__What to work on__
Skip every picture, and extract verbatim the lines from the line containing "Convert this screenshot" to the line containing "import React from", both lines included.

__Material__
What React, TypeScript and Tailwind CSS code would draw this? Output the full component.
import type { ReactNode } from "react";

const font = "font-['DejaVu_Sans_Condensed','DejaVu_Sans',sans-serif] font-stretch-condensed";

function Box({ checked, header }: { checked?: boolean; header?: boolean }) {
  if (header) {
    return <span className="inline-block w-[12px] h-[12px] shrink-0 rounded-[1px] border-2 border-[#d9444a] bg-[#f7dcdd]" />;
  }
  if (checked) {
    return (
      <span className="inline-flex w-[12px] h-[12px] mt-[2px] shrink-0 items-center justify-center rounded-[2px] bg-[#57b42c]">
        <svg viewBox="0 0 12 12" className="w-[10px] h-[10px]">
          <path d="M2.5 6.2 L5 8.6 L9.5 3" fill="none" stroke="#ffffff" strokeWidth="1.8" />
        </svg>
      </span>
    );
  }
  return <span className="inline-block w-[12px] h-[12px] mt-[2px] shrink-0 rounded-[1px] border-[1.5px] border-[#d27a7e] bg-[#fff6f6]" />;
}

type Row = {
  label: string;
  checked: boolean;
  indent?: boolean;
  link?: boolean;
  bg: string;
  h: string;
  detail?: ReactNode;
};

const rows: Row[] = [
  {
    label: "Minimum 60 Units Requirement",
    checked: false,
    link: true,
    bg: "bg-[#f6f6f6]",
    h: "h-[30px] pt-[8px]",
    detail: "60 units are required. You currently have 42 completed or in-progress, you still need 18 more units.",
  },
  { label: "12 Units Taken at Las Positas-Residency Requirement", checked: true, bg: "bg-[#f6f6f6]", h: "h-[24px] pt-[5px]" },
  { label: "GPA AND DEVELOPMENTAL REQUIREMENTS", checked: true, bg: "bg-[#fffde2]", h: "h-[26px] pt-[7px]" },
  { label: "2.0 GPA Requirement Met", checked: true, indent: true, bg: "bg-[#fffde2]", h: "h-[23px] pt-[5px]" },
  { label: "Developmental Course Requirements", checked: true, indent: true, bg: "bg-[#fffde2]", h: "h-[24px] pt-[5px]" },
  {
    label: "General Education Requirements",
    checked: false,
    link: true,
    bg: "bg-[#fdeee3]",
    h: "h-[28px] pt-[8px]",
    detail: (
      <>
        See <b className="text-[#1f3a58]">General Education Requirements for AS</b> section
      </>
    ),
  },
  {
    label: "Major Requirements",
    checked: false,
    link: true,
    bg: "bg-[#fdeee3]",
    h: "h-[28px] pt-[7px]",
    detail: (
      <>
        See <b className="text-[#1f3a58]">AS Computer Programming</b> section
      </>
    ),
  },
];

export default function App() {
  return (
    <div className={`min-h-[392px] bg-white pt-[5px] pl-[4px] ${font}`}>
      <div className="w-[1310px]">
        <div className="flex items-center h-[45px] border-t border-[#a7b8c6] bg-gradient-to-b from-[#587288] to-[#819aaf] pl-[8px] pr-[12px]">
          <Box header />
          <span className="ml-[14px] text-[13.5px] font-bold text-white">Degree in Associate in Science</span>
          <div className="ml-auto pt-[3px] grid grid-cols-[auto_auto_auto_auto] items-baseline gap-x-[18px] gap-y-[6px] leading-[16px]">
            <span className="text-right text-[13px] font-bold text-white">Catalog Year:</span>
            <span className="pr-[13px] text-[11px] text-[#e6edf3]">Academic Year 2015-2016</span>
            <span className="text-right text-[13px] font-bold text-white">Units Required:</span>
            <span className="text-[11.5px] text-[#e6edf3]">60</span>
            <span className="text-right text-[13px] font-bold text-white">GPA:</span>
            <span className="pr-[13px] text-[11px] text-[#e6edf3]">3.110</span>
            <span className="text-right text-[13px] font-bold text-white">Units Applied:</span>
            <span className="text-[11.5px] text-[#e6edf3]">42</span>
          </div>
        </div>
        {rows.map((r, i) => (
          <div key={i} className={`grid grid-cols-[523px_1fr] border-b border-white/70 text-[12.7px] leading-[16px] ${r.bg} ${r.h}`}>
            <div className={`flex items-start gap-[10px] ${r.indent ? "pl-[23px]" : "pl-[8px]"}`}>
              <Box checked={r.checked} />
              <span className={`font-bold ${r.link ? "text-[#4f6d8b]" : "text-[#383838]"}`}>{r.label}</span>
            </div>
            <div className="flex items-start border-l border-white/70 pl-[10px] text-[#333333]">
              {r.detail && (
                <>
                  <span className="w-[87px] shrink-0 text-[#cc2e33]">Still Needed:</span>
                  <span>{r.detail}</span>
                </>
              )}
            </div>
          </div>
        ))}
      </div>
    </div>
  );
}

==

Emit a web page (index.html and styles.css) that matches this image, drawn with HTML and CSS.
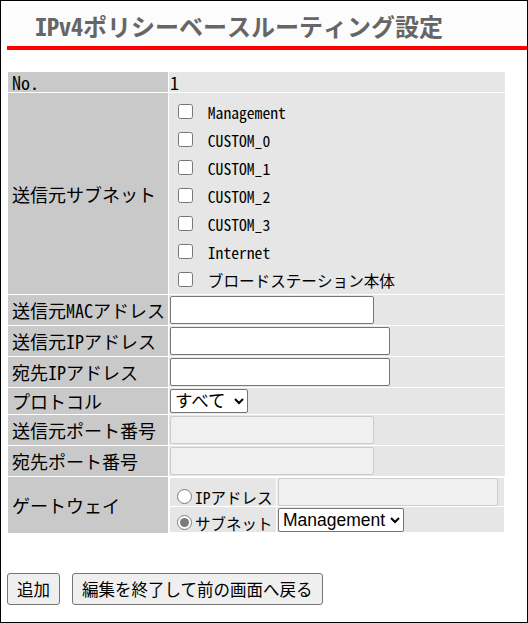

* * *

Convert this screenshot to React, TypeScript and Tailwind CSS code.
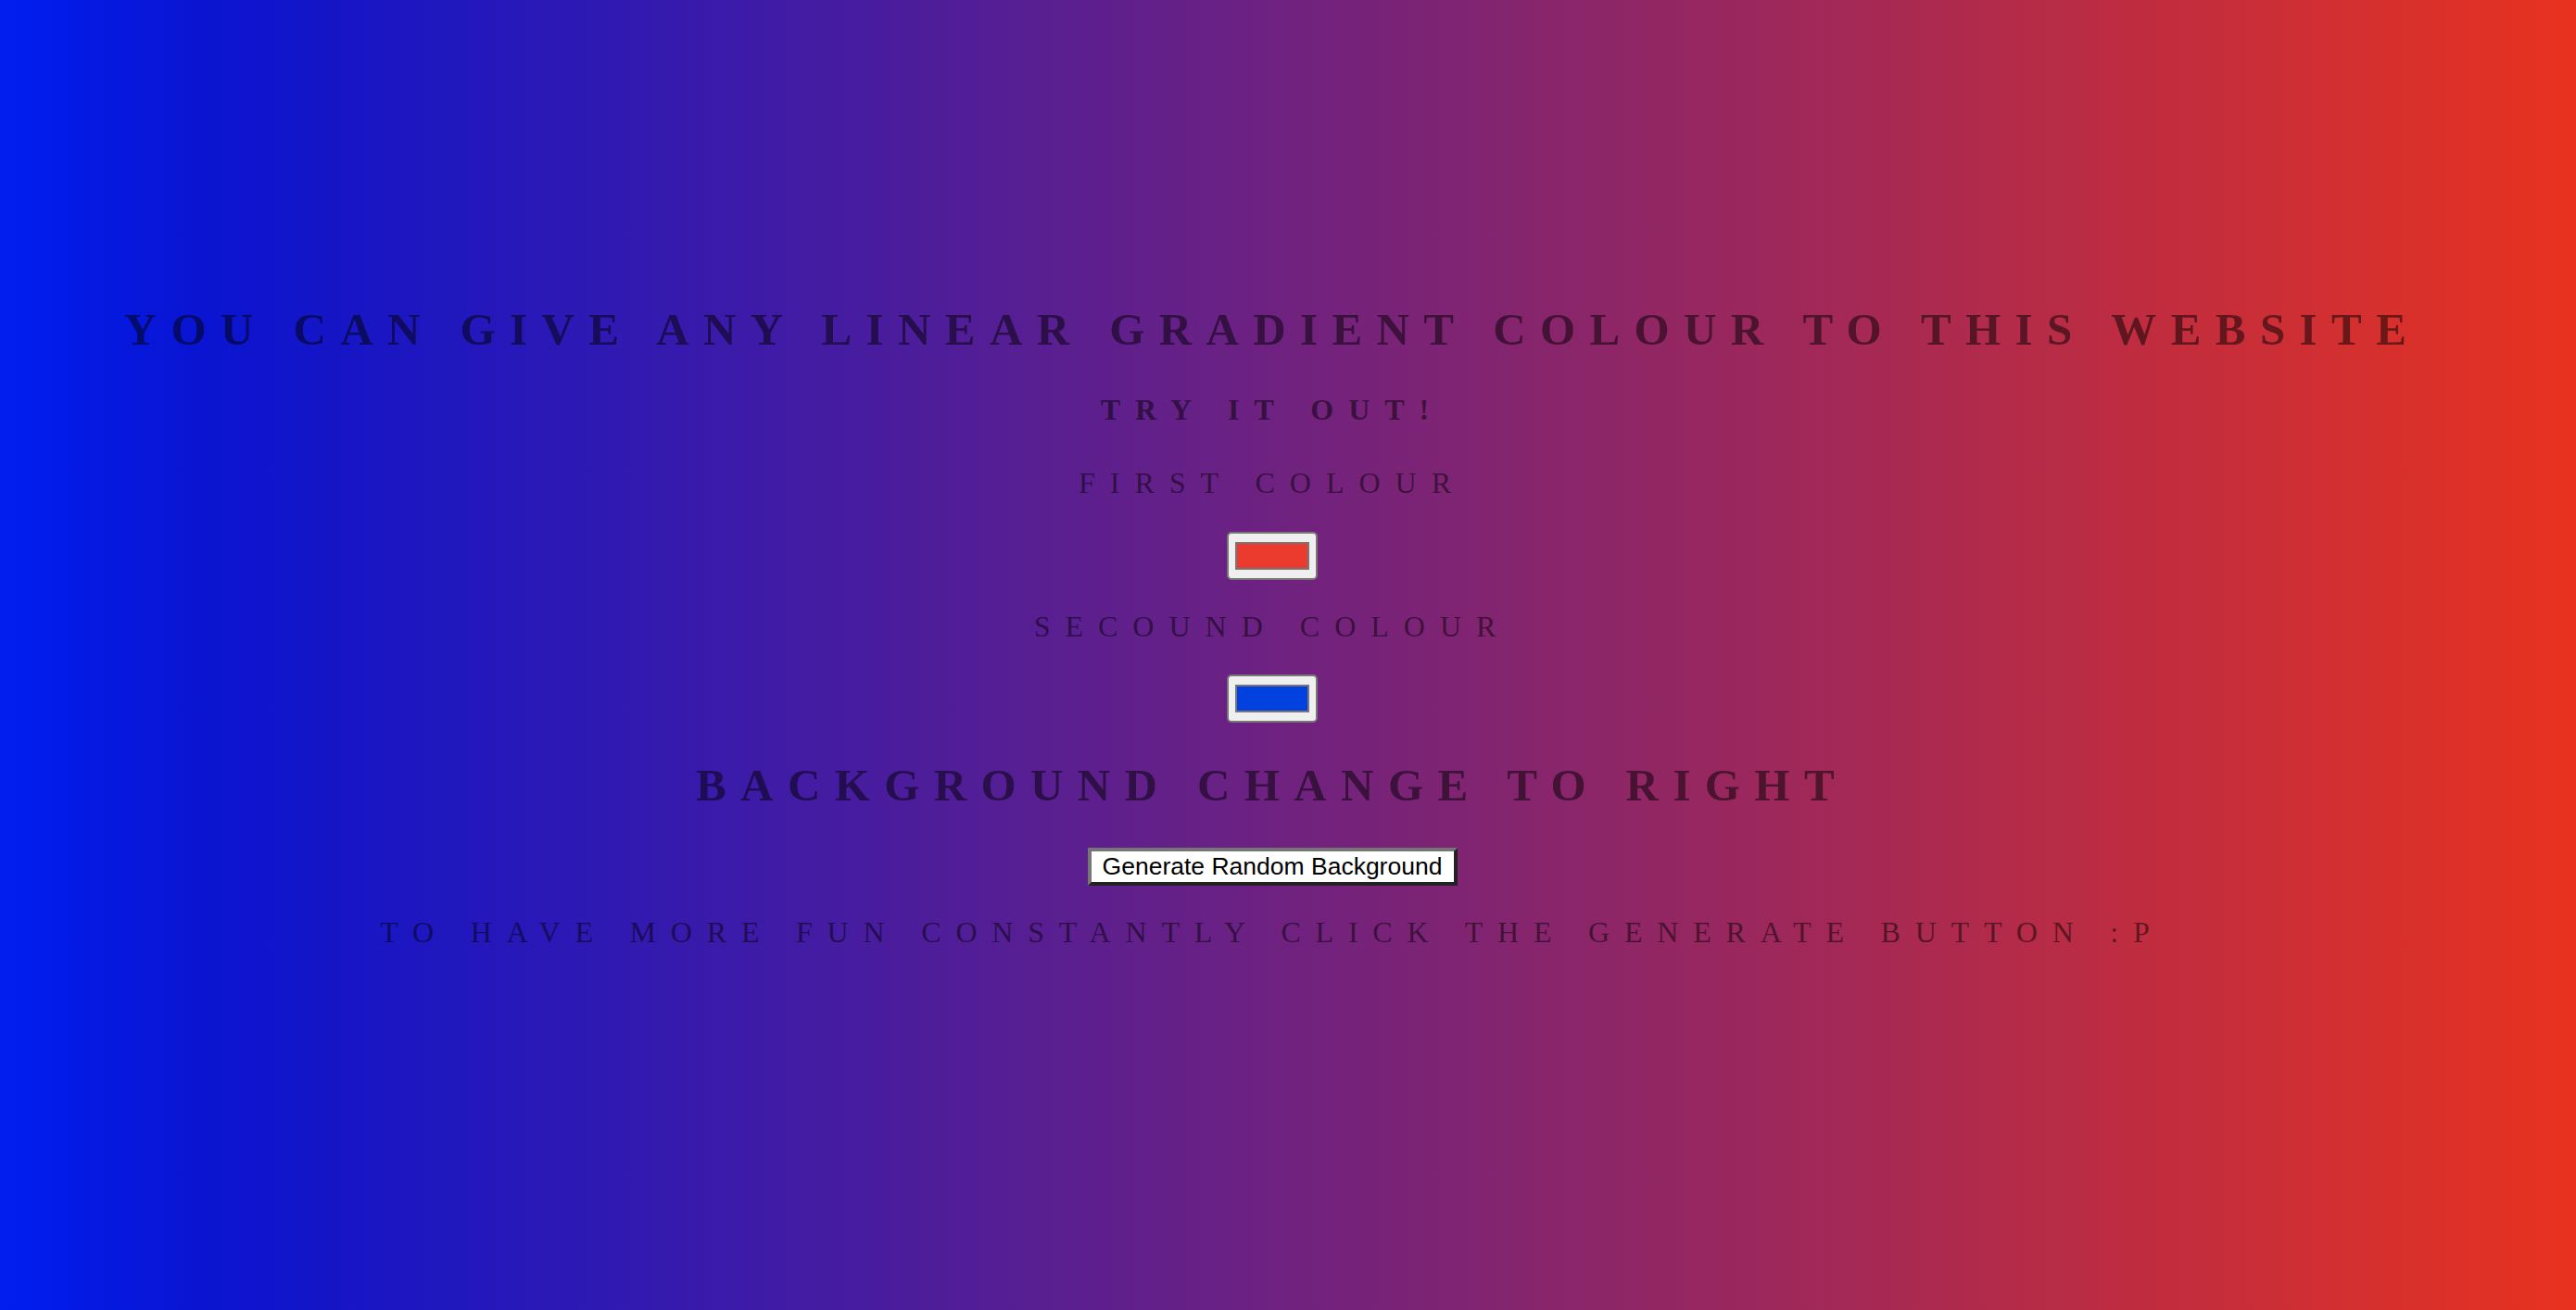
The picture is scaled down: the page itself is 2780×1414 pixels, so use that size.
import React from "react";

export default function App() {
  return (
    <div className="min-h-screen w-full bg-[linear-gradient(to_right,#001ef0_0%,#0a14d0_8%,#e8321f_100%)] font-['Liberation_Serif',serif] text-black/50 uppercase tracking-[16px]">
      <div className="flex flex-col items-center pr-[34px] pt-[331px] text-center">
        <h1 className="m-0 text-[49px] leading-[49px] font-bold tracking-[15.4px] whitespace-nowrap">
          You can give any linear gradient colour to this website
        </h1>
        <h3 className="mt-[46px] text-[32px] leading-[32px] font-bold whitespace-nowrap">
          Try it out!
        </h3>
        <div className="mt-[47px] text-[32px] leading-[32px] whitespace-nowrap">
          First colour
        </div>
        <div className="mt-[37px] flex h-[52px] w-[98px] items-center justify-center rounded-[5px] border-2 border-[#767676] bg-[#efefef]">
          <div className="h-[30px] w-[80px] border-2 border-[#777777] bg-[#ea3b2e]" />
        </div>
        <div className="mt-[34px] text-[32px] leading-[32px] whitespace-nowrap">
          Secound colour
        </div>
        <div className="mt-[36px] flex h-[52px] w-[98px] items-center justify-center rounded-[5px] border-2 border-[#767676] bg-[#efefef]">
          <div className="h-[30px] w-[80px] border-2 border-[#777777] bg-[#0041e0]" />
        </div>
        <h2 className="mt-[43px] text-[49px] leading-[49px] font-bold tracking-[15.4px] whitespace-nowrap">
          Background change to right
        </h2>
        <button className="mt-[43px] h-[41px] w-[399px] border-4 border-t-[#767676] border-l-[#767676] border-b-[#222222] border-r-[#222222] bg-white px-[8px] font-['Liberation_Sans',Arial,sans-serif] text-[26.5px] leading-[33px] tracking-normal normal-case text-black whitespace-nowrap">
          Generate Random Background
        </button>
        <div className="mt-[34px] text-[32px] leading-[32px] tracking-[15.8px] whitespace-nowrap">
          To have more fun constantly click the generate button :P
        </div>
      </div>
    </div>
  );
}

__Result__
Convert this screenshot to React, TypeScript and Tailwind CSS code.
The picture is scaled down: the page itself is 2780×1414 pixels, so use that size.
import React from "react";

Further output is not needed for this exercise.